- Directive -
Skip all pictures. Write out the data below from its first line through the line that contains "const td = 'border".

..........

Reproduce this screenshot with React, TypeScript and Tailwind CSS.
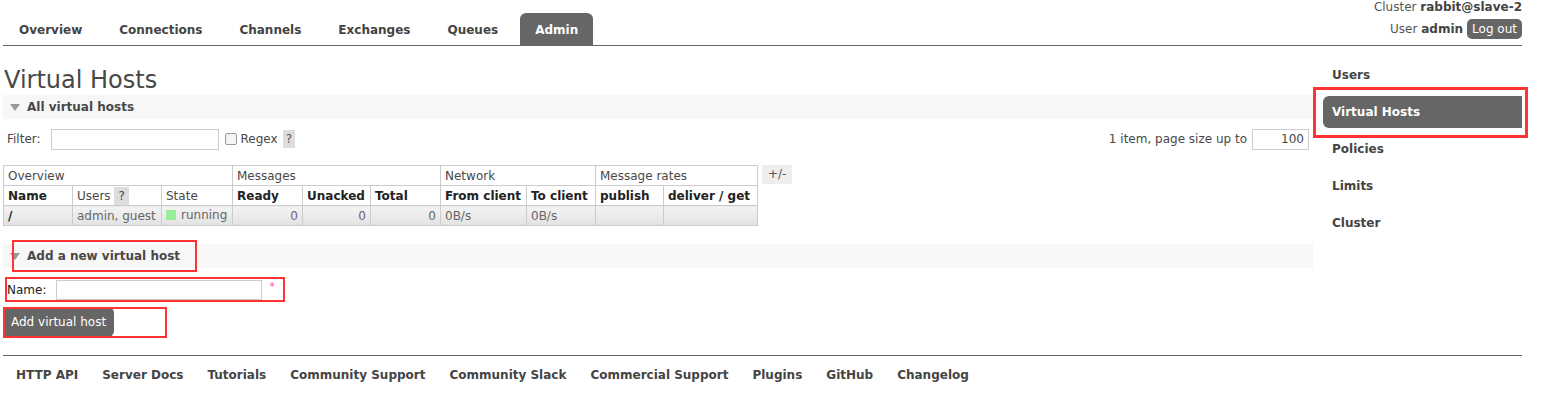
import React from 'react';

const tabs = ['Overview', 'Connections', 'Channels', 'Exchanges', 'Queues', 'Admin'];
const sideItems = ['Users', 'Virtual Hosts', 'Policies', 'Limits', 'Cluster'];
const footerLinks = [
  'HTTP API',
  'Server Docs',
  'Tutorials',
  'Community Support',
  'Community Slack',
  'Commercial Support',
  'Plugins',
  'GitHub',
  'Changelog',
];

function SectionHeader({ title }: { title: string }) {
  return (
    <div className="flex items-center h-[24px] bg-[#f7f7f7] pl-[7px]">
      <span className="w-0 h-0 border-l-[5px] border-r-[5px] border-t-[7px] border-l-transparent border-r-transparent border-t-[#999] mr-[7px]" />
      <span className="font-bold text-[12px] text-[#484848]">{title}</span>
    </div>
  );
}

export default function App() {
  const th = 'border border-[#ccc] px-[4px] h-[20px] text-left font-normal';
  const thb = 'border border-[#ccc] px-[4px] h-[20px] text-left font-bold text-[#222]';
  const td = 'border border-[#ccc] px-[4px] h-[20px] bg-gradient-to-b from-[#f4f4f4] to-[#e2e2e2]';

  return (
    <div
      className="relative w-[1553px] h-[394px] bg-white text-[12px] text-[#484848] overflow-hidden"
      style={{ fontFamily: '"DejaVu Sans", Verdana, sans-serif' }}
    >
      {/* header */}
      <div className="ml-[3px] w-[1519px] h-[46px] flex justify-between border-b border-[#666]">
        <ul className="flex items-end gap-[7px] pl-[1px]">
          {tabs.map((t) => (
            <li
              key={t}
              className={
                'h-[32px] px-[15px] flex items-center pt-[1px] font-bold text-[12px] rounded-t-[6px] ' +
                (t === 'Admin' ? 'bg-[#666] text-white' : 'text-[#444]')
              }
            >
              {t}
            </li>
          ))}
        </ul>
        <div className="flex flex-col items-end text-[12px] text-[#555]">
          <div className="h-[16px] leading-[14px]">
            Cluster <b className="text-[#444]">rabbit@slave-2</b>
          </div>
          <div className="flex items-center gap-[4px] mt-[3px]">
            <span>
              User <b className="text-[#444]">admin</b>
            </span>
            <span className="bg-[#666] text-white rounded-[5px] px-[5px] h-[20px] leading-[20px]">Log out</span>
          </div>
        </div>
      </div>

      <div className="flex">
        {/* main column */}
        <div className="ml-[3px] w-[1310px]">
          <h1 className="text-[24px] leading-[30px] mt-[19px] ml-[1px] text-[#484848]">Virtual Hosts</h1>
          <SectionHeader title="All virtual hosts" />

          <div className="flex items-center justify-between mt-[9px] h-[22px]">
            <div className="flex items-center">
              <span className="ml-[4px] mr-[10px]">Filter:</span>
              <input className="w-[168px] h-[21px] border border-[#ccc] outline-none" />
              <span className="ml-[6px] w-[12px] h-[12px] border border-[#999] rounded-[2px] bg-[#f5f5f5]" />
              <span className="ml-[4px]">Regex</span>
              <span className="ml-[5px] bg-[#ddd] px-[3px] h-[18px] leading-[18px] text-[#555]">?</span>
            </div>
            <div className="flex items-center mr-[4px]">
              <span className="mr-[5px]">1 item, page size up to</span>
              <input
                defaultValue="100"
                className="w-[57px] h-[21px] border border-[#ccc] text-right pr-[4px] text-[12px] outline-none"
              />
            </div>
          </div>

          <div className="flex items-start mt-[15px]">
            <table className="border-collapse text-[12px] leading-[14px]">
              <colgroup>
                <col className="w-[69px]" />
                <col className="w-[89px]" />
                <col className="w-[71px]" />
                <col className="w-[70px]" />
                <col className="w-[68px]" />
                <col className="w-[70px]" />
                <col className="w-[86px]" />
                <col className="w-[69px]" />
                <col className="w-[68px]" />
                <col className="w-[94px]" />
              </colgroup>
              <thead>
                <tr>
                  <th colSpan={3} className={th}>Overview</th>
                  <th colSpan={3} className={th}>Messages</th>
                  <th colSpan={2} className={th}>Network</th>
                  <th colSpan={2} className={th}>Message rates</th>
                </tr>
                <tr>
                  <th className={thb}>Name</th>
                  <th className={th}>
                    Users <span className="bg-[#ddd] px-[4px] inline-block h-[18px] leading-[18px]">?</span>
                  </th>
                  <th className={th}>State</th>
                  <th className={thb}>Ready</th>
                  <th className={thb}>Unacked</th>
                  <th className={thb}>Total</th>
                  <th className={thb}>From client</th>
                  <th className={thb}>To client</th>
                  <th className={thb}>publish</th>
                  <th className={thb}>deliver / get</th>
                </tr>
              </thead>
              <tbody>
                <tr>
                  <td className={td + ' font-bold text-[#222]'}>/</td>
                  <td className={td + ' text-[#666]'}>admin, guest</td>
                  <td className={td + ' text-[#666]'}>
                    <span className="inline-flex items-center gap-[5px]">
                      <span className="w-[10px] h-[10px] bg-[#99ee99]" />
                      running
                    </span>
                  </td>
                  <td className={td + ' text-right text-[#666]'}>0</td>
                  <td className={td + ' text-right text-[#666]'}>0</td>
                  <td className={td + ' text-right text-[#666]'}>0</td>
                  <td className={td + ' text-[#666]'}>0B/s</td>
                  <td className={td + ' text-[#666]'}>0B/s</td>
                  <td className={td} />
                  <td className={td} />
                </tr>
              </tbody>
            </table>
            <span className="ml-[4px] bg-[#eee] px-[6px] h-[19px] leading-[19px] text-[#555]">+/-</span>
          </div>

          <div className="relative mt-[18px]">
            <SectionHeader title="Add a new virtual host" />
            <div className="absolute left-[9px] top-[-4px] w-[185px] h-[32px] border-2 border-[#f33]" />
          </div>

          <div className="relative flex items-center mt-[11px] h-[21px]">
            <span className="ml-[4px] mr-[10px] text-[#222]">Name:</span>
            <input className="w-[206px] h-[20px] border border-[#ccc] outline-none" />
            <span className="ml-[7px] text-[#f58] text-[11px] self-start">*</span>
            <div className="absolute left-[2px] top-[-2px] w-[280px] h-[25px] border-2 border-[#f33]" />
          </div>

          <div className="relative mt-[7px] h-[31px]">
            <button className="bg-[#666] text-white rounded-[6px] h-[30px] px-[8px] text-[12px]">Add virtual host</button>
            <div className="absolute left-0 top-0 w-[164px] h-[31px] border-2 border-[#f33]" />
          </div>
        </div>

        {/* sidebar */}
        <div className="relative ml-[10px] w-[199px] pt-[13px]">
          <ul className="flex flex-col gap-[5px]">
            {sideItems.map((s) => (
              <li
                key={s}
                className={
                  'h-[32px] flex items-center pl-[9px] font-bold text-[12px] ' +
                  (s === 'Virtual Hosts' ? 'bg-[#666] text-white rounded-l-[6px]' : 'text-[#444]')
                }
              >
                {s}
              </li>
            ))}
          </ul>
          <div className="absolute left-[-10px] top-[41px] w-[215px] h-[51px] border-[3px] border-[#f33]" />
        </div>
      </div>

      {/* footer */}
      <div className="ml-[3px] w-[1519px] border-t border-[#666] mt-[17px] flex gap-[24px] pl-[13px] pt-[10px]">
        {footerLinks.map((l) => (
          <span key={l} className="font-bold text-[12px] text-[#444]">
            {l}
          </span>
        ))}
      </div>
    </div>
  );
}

..........

- Task result -
Reproduce this screenshot with React, TypeScript and Tailwind CSS.
import React from 'react';

const tabs = ['Overview', 'Connections', 'Channels', 'Exchanges', 'Queues', 'Admin'];
const sideItems = ['Users', 'Virtual Hosts', 'Policies', 'Limits', 'Cluster'];
const footerLinks = [
  'HTTP API',
  'Server Docs',
  'Tutorials',
  'Community Support',
  'Community Slack',
  'Commercial Support',
  'Plugins',
  'GitHub',
  'Changelog',
];

function SectionHeader({ title }: { title: string }) {
  return (
    <div className="flex items-center h-[24px] bg-[#f7f7f7] pl-[7px]">
      <span className="w-0 h-0 border-l-[5px] border-r-[5px] border-t-[7px] border-l-transparent border-r-transparent border-t-[#999] mr-[7px]" />
      <span className="font-bold text-[12px] text-[#484848]">{title}</span>
    </div>
  );
}

export default function App() {
  const th = 'border border-[#ccc] px-[4px] h-[20px] text-left font-normal';
  const thb = 'border border-[#ccc] px-[4px] h-[20px] text-left font-bold text-[#222]';
  const td = 'border border-[#ccc] px-[4px] h-[20px] bg-gradient-to-b from-[#f4f4f4] to-[#e2e2e2]';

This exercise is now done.